Katori Hall’s play about a family of quilters from the Sea Islands makes its New York debut.
Over 100 quilts hang from the walls of the Jernigan home, like tapestries in the ancestral manor of a great family. And that’s essentially what they are, telling heroic and heartbreaking stories about the Jernigans of old. There’s the quilt into which Matilda Jernigan sewed a secret message to communicate with her lover on a neighboring plantation. Callie Jernigan made one featuring the bandanas that floated ashore after the two lovers drowned themselves, like an antebellum Romeo and Juliet. Only the centerpiece of great-great-great-great-grandma Ada’s quilt remains. She unstitched it and gave it away to her children, piece by piece, each time one of them was sold to a distant enslaver.
The surviving Jernigans, all half-sisters, have gathered on Kwemera Island off the coast of Georgia (the fictional island seems to be based on Sapelo, home of the last Gullah community in the United States) to sew a quilt in honor of their recently passed mother, Redell. But as so often happens following the death of a mercurial matriarch, old grudges are exhumed alongside a financial mess left by the deceased. That’s the premise of Katori Hall’s excellent drama, The Blood Quilt, now making its off-Broadway debut with Lincoln Center Theater under the bewitching direction of Lileana Blain-Cruz.
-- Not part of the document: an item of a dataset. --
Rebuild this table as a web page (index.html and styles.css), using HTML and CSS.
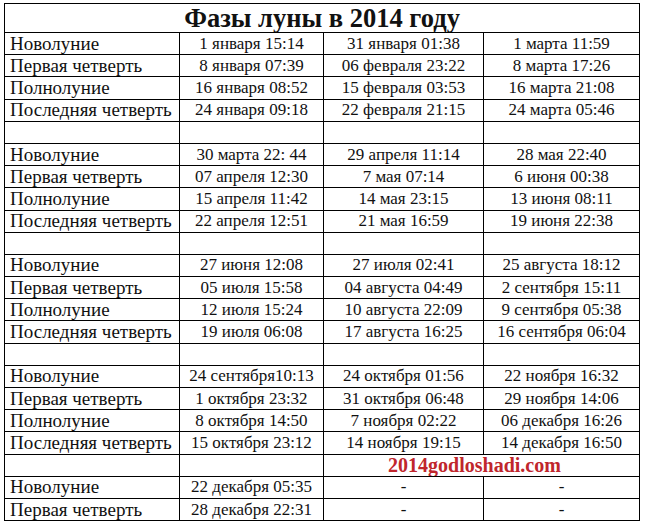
FILE: index.html
```html
<!DOCTYPE html>
<html lang="ru">
<head>
<meta charset="utf-8">
<title>Фазы луны в 2014 году</title>
<link rel="stylesheet" href="styles.css">
</head>
<body>
<table class="moon">
<colgroup>
<col class="c-label"><col class="c-a"><col class="c-b"><col class="c-c">
</colgroup>
<tr class="title-row"><th colspan="4" class="title">Фазы луны в 2014 году</th></tr>
<tr><td class="label">Новолуние</td><td>1 января 15:14</td><td>31 января 01:38</td><td>1 марта 11:59</td></tr>
<tr><td class="label">Первая четверть</td><td>8 января 07:39</td><td>06 февраля 23:22</td><td>8 марта 17:26</td></tr>
<tr><td class="label">Полнолуние</td><td>16 января 08:52</td><td>15 февраля 03:53</td><td>16 марта 21:08</td></tr>
<tr><td class="label">Последняя четверть</td><td>24 января 09:18</td><td>22 февраля 21:15</td><td>24 марта 05:46</td></tr>
<tr><td class="label"></td><td></td><td></td><td></td></tr>
<tr><td class="label">Новолуние</td><td>30 марта 22: 44</td><td>29 апреля 11:14</td><td>28 мая 22:40</td></tr>
<tr><td class="label">Первая четверть</td><td>07 апреля 12:30</td><td>7 мая 07:14</td><td>6 июня 00:38</td></tr>
<tr><td class="label">Полнолуние</td><td>15 апреля 11:42</td><td>14 мая 23:15</td><td>13 июня 08:11</td></tr>
<tr><td class="label">Последняя четверть</td><td>22 апреля 12:51</td><td>21 мая 16:59</td><td>19 июня 22:38</td></tr>
<tr><td class="label"></td><td></td><td></td><td></td></tr>
<tr><td class="label">Новолуние</td><td>27 июня 12:08</td><td>27 июля 02:41</td><td>25 августа 18:12</td></tr>
<tr><td class="label">Первая четверть</td><td>05 июля 15:58</td><td>04 августа 04:49</td><td>2 сентября 15:11</td></tr>
<tr><td class="label">Полнолуние</td><td>12 июля 15:24</td><td>10 августа 22:09</td><td>9 сентября 05:38</td></tr>
<tr><td class="label">Последняя четверть</td><td>19 июля 06:08</td><td>17 августа 16:25</td><td>16 сентября 06:04</td></tr>
<tr><td class="label"></td><td></td><td></td><td></td></tr>
<tr><td class="label">Новолуние</td><td>24 сентября10:13</td><td>24 октября 01:56</td><td>22 ноября 16:32</td></tr>
<tr><td class="label">Первая четверть</td><td>1 октября 23:32</td><td>31 октября 06:48</td><td>29 ноября 14:06</td></tr>
<tr><td class="label">Полнолуние</td><td>8 октября 14:50</td><td>7 ноября 02:22</td><td>06 декабря 16:26</td></tr>
<tr><td class="label">Последняя четверть</td><td>15 октября 23:12</td><td>14 ноября 19:15</td><td>14 декабря 16:50</td></tr>
<tr><td class="label"></td><td></td><td colspan="2" class="mark">2014godloshadi.com</td></tr>
<tr><td class="label">Новолуние</td><td>22 декабря 05:35</td><td>-</td><td>-</td></tr>
<tr><td class="label">Первая четверть</td><td>28 декабря 22:31</td><td>-</td><td>-</td></tr>
</table>
</body>
</html>
```
FILE: styles.css
```css
html, body {
  margin: 0;
  padding: 0;
  background: #fff;
}
body {
  padding: 3px 0 0 4px;
  font-family: "Liberation Serif", "Times New Roman", serif;
  color: #111;
}
.moon {
  border-collapse: collapse;
  table-layout: fixed;
  width: 635px;
}
.c-label { width: 175px; }
.c-a { width: 144px; }
.c-b { width: 160px; }
.c-c { width: 156px; }
.moon td, .moon th {
  font-family: "Liberation Serif", "Times New Roman", serif;
  border: 1.5px solid #000;
  padding: 0;
  height: 21.2px;
  text-align: center;
  font-size: 17px;
  line-height: 20px;
  white-space: nowrap;
  overflow: hidden;
}
.moon .title-row th {
  height: 28px;
  font-size: 26.5px;
  font-weight: bold;
  line-height: 28px;
}
.moon td.label {
  text-align: left;
  padding-left: 5px;
  font-size: 19px;
}
.moon td.mark {
  color: #c0262c;
  font-weight: bold;
  font-size: 20px;
  padding-right: 14px;
}
```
The eldest, Clementine (Crystal Dickinson), lived with mama until the end, caring for her as she slowly vomited up what was left of her liver. Second-born Gio (Adrienne C. Moore) had a contentious relationship with her mother, which has left her with a lasting resentment of youngest daughter Amber (Lauren E. Banks), who attended UVA and is now an entertainment lawyer in Hollywood and was therefore mom’s favorite. Third daughter Cassan (Susan Kelechi Watson) is a nurse who has brought along her 15-year-old daughter Zambia (Mirirai), who is going through a bit of a Muslim phase, which has followed hard upon her Goth phase. Perhaps joining the quilting circle will give her a new perspective in her quest for identity, but time is of the essence.
Redell didn’t pay her property taxes for the last seven years. The state will seize the house if they don’t cough up $256,527.04. The only thing in the estate possibly worth that much, by Amber’s estimation, is the complete collection of quilts.
The theater is a sentimental form long dominated by the propertied classes, and we are typically meant to see the sale of a precious family heirloom as a tragedy, whether it is a cherry orchard or hand-carved piano. But why should the living struggle and sacrifice to please the dead? To Hall’s great credit, she presents the economic realities of the Jernigan family with clear eyes, while still conjuring quite a lot of magic.
Blain-Cruz stages a production overflowing with wonder but grounded in real and recognizable family relationships. The attention she has put into the latter is evident in the fleshy and emotionally unguarded performances, which make us feel like voyeurs hiding behind one of the quilts.
Moore’s Gio is unapologetically brassy and deeply wounded. We get the sense that she clashed with her mother because they were so much alike. Watson’s Cassan is every bit the third child, quietly competent and accustomed to being ignored while tending to her own garden of anger. Playing the eldest who has stayed closest, Dickinson feels like the ambassador of a soon to be bygone world.
Mirirai sensitively portrays the coming generation, albeit from the perspective of a decade ago (The Blood Quilt debuted in 2015 and the action is set then, back when teenagers still used Facebook). As Amber, Banks arms herself with a smartphone and the meritocratic rage that drives this country. This is meant to be a visit dominated by arts and crafts. But when Amber shows up in her blazer (subtly effective costumes by Montana Levi Blanco) and $500 weave (hair by Krystal Balleza), we know she means business.
Shrewdly, Blain-Cruz has created an environment that refuses to cooperate with Amber’s idea of perfection. Adam Rigg’s set exudes a lived-in feeling, with the vibrant quilts hanging from every available surface, retracting to reveal a bedroom space on the second level. We can see the Atlantic Ocean in the backdrop changing colors as a storm approaches (beautiful lighting by Jiyoun Chang). We hear the surf (sound by Palmer Hefferan) and can see the waves splashing over the house (projections by Jeanette Oi-Suk Yew), threatening to pull a whole way of life out with the tide.
The Blood Quilt is a hearty and heartfelt family drama set in a mostly overlooked corner of America. Like the culture it depicts, you need to see it before it is gone.